Shadow Environment Secretary Maria Eagle has vowed to make climate change a top priority for the Government if Labour gets voted into power at next year's general election.

Maria Eagle MP:

Maria Eagle MP: "No sensible government can govern in these challenging times without putting tackling climate change at the core of what they do"

Speaking at WWF's UK headquarters in Woking yesterday, the Labour MP said human-induced climate change was "the biggest challenge facing the world today".

"No sensible government can govern in these challenging times without putting tackling climate change at the core of what they do. It must be done consistently over time, beyond just the confines of one parliament, across all government departments led by the Prime Minister," she argued.

Eagle slammed the Tory-led coalition's track record on the issue, and said that David Cameron's "apparent conversion" to the realities of climate change at the beginning of his tenure failed to materialise.

"David Cameron has gone from wanting to lead 'the greenest Government ever' to ditching 'the green crap'," she stated. "In fact, lately, he has taken to calling the new environment secretary the agriculture secretary as if he can't even bear to say the word anymore. We've seen a damaging reversal of progress."
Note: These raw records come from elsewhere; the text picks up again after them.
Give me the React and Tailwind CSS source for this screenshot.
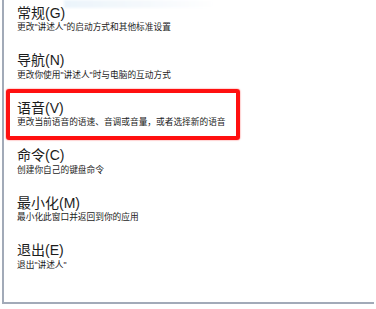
import React from 'react';

const ITEMS = [
    { title: '常规(G)', desc: '更改"讲述人"的启动方式和其他标准设置' },
    { title: '导航(N)', desc: '更改你使用"讲述人"时与电脑的互动方式' },
    { title: '语音(V)', desc: '更改当前语音的语速、音调或音量，或者选择新的语音' },
    { title: '命令(C)', desc: '创建你自己的键盘命令' },
    { title: '最小化(M)', desc: '最小化此窗口并返回到你的应用' },
    { title: '退出(E)', desc: '退出"讲述人"' },
];

export default function App() {
    return (
        <div className="w-[376px] h-[309px] bg-white overflow-hidden" style={{ fontFamily: '"Liberation Sans", "Noto Sans CJK SC", sans-serif' }}>
            <div className="relative ml-[2px] w-[372px] h-[304px] border-l-2 border-b-2 border-[#a2aab8]">
                {/* faded banner remnant at top */}
                <div className="absolute left-[60px] top-0 w-[150px] h-[8px] bg-gradient-to-r from-[#dfeefa] via-[#eef5fb] to-white opacity-60 blur-[1px]" />

                <div className="pt-[4.5px] pl-[13px] relative">
                    {ITEMS.map((item) => (
                        <div key={item.title} className="h-[47.6px]">
                            <div className="text-[14px] leading-[16px] text-[#1c1c1c]">{item.title}</div>
                            <div className="mt-[0.5px] text-[8.7px] leading-[12px] text-[#1c1c1c] whitespace-nowrap">{item.desc}</div>
                        </div>
                    ))}
                </div>

                {/* red highlight annotation */}
                <div className="absolute left-[2px] top-[89px] w-[234px] h-[51px] border-4 border-[#ff1010] rounded-[3px] shadow-[0_0_1.5px_#ff3030]" />
            </div>
        </div>
    );
}
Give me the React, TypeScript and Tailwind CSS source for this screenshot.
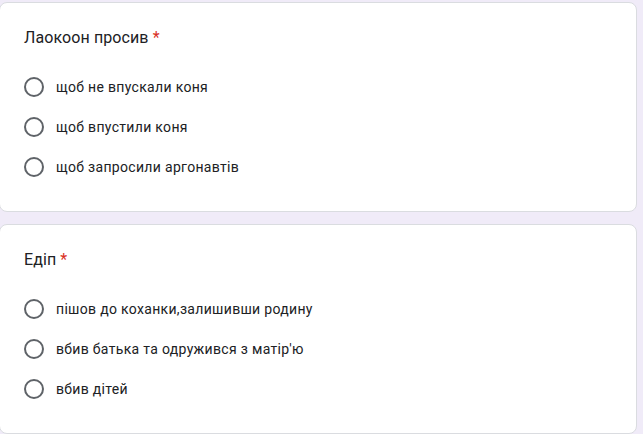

Eagle also accused the coalition of undermining the UK's renewable energy industry by refusing to set up a 2030 decarbonisation target, and pointed to the controversial appointments of former Environment Secretaries Caroline Spelman and Owen Paterson.

"The first thing Caroline Spelman did as Environment Secretary was slash flood defence budgets. The second thing she did was try and sell off the Public Forest Estate. Owen Paterson was worse. He refused to meet his own scientific advisors to be briefed on climate change and repeatedly put his own personal prejudices ahead of following the science."

She warned that the consequences of another Tory victory would be "dire" for the environment and pointed to future flood risk as an example.

"Committee on Climate change calculations show that current Tory plans will put an extra 330,000 properties at serious risk from flooding by 2035. This means another five years of David Cameron's Government would on average, put over 80,000 new properties at serious risk of flooding every five years. By 2015 almost three-quarters of the flood defence systems in England will not be maintained according to their identified needs."

Under a Labour government, Eagle pledged that flood protection would be taken seriously. "We will re-prioritise flooding as a core responsibility of Defra. We will end this Government's short-term approach to flood investment and prioritise preventative spending that can save money in the long-term.

"As part of the Armitt Review, we will establish an Independent National Infrastructure Commission to identify the UK's long-term infrastructure needs, which will include flood protection. It will be answerable to Parliament and will enable Parliament to hold the government to account for meeting the needs and priorities it identifies."

She added that the party would produce a new plan for climate change adaptation to replace Owen Paterson's National Adaptation Programme, and work towards improving the UK's record on air pollution.

"The UK has one of the worst records of any European country for exceeding EU air pollution limits," she said, adding that 93% of British zones for assessing pollution levels currently exceed these limits.

"It is a problem crying out for Government action - not least because from next year the EU will be able to levy hundreds of millions of pounds in fines for our failure to meet the targets set for safe air quality in the UK."

Eagle said a Labour government would deliver a national framework for low emission zones and that it would consult with businesses, NGOs and local authorities on how best to deliver it. "Many local authorities already wish to implement various forms of low emission zones in their respective geographical areas but are being discouraged because there is no such framework."